Reading and Research Tools
Online learning generates overwhelming reading lists across PDFs, articles, websites, and ebooks. Effective management systems prevent the chaos of downloads scattered across devices, downloads folders, and forgotten browser tabs.
Zotero and Mendeley organize academic papers with automatic citation generation for research projects. These reference managers extract metadata from PDFs, organize materials into folders, sync across devices, and integrate with word processors for properly formatted bibliographies. Graduate students and researchers consider these indispensable, but even undergraduates benefit from professional research organization.
Pocket and Instapaper save articles for later reading with offline access, distraction-free formatting, and tagging for organization. The browser extensions enable one-click saving during research sessions, with actual reading scheduled during dedicated study time rather than scattered throughout the day.
PDF annotation tools like Adobe Acrobat Reader, Preview on Mac, or Kami enable active reading through highlighting, margin notes, and bookmark creation. Passive reading produces minimal learning, but annotation forces engagement with material, improving comprehension and retention dramatically.
Speed reading tools like Spreeder increase reading velocity through rapid serial visual presentation, though comprehension tradeoffs make these most appropriate for supplementary reading rather than primary course materials requiring deep understanding.

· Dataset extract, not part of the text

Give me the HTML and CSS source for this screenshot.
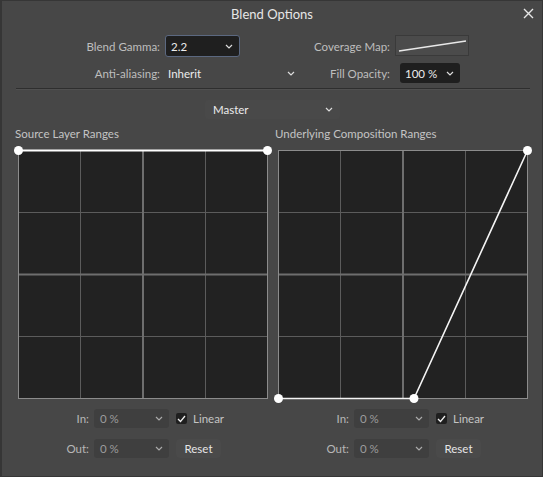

Collaboration and Communication Tools
Online learning often feels isolating, but strategic tool use creates collaborative experiences rivaling or exceeding physical classrooms. Slack and Discord organize course-specific communities with threaded conversations, file sharing, and voice channels. Many instructors now prefer these platforms over traditional discussion boards for their familiar interface and real-time responsiveness.
Google Workspace and Microsoft 365 enable real-time document collaboration essential for group projects. Multiple authors editing simultaneously, commenting for feedback, and version history preventing lost work transform collaborative writing from frustrating to efficient.
WhatsApp and Telegram create informal study groups with easy multimedia sharing, group video calls, and the immediate accessibility that encourages actual use. Academic performance correlates with peer connection, making informal communication channels surprisingly important for learning outcomes.
Building Your Personal Learning Stack
The tools outlined here represent tested options across categories, but effective toolkits require personalization. Start minimal video platform, note-taking system, calendar, task manager then add specialized tools as needs emerge. Tool proliferation creates complexity that undermines the productivity you’re seeking.
Integration matters as much as individual tool quality. Choose tools that work together through native integration or automation platforms like Zapier and IFTTT. A calendar feeding task lists, note-taking apps linking to cloud storage, and communication tools connecting to project management creates cohesive ecosystem rather than disconnected application sprawl.
Your online learning toolkit should evolve with experience. Regularly evaluate what’s working and what’s creating friction. The best system is the one you’ll maintain consistently, delivering results rather than theoretical perfection gathering digital dust.